Multiple emitters coherently interacting with an electromagnetic mode give rise to collective effects such as correlated decay and coherent exchange interaction, depending on the separation of the emitters. By diagonalizing the effective non-Hermitian many-body Hamiltonian we reveal the complex-valued eigenvalue spectrum encoding the decay and interaction characteristics. We show that there are significant differences in the emerging collective effects for an array of interacting anharmonic oscillators compared to those of two-level systems and harmonic oscillators. The bosonic decay rate of the most superradiant state increases linearly as a function of the filling factor and exceeds that of two-level systems in magnitude. Furthermore, with bosonic systems, dark states are formed at each filling factor. These are in strong contrast with two-level systems, where the maximal superradiance is observed at half-filling and with larger filling factors superradiance diminishes and no dark states are formed.

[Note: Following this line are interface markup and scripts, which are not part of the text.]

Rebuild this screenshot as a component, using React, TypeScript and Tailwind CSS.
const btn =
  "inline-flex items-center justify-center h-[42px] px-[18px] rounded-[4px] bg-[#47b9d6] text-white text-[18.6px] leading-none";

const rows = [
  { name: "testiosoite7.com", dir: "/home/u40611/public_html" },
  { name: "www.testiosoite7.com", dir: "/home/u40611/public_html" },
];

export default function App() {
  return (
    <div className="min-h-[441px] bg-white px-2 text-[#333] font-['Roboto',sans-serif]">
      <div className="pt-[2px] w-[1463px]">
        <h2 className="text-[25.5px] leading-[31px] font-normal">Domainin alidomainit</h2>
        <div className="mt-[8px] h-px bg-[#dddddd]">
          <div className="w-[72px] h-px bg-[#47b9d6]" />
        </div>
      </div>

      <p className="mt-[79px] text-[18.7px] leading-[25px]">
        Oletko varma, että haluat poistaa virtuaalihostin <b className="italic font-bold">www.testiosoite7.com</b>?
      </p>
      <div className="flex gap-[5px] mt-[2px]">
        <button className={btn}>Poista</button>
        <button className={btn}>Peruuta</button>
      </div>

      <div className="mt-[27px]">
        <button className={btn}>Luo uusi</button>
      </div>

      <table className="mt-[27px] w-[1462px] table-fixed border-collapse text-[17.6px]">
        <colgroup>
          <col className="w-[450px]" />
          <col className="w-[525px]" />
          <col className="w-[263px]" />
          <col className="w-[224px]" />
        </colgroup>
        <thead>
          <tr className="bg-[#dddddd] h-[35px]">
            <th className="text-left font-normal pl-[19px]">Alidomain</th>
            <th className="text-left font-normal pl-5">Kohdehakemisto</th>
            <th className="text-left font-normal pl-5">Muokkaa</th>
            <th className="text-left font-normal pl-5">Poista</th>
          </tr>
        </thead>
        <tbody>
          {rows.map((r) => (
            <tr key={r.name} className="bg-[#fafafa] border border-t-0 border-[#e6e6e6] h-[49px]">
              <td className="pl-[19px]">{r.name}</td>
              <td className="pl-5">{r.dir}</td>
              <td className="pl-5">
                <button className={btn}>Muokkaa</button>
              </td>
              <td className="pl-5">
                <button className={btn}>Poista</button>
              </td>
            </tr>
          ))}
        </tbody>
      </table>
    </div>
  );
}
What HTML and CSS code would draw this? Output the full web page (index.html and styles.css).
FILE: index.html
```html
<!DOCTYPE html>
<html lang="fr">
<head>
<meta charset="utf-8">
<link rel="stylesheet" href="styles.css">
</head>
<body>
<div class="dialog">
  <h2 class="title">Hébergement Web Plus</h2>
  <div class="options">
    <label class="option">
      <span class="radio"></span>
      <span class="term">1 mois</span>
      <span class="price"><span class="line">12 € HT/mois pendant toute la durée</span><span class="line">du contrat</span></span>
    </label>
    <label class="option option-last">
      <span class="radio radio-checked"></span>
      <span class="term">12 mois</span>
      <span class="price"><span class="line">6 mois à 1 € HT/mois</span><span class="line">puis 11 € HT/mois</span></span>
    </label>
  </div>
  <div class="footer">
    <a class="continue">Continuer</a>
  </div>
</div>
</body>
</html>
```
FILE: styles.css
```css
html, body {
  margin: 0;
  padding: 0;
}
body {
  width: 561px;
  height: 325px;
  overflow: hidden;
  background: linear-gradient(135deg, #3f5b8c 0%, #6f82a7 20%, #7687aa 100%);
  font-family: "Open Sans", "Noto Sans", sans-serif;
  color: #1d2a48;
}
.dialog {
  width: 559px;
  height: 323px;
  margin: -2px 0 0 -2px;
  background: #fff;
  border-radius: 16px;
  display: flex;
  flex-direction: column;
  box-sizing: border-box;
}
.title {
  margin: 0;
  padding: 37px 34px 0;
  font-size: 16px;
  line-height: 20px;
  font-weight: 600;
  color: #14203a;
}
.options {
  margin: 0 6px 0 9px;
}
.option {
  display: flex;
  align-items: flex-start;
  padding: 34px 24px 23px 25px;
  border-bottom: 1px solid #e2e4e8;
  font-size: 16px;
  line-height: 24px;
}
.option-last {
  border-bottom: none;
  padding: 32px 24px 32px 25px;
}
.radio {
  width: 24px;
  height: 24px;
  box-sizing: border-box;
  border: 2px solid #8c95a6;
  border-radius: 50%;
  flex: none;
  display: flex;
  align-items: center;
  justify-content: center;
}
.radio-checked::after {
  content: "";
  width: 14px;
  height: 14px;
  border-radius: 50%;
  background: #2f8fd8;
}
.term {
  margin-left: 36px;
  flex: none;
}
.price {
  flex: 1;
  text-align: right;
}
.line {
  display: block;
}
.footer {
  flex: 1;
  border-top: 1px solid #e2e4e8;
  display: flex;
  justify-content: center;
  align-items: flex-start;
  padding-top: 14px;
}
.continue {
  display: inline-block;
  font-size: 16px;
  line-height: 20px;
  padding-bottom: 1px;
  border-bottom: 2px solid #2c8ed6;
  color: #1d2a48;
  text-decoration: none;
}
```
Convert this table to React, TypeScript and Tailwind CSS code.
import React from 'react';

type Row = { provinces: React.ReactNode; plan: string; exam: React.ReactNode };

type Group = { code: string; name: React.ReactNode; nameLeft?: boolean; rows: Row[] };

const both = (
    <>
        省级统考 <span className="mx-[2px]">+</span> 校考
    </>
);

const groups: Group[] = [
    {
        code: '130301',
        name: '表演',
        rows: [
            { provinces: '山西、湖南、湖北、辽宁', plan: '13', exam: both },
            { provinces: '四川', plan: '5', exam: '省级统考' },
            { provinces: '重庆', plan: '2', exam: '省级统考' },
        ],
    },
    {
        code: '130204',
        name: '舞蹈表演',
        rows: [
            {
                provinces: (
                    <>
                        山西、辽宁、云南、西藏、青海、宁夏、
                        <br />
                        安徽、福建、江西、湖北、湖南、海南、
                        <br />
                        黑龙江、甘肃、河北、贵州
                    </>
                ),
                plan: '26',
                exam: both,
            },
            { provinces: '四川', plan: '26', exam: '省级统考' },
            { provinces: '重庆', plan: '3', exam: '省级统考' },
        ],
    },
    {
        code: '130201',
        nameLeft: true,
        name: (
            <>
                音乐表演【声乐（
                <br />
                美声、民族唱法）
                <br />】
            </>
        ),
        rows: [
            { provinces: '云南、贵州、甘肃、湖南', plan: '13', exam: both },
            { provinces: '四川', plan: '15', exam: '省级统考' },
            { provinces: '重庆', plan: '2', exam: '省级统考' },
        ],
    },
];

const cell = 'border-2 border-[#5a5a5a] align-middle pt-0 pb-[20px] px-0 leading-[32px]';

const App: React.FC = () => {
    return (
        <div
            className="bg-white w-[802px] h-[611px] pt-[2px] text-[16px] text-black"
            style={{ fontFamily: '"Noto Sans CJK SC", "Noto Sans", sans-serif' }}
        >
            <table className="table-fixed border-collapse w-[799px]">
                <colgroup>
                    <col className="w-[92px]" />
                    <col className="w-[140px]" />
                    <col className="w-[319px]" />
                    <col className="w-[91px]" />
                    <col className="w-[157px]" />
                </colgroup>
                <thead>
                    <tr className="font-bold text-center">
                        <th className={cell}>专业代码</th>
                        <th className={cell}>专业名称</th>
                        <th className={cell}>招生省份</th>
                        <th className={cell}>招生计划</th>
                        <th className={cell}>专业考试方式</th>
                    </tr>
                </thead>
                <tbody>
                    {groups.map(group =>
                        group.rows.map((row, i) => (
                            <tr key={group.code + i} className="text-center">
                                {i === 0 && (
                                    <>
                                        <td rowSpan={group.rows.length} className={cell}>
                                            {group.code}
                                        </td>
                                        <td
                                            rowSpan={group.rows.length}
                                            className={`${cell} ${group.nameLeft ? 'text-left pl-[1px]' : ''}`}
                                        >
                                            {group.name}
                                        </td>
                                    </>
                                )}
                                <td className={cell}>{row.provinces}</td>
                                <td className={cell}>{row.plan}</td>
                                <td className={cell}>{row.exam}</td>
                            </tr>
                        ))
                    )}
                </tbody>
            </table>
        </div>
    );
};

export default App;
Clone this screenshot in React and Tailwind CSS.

As an experimentally relevant setup of bosonic waveguide QED, we focus on arrays of transmon devices embedded inside a rectangular waveguide. Specifically, we study the setup of two transmon pairs realized experimentally in Zanner et al. [Nat. Phys. 18, 538 (2022)] and show that it is necessary to consider transmons as bosonic multilevel emitters to accurately recover correct collective effects for the higher excitation manifolds.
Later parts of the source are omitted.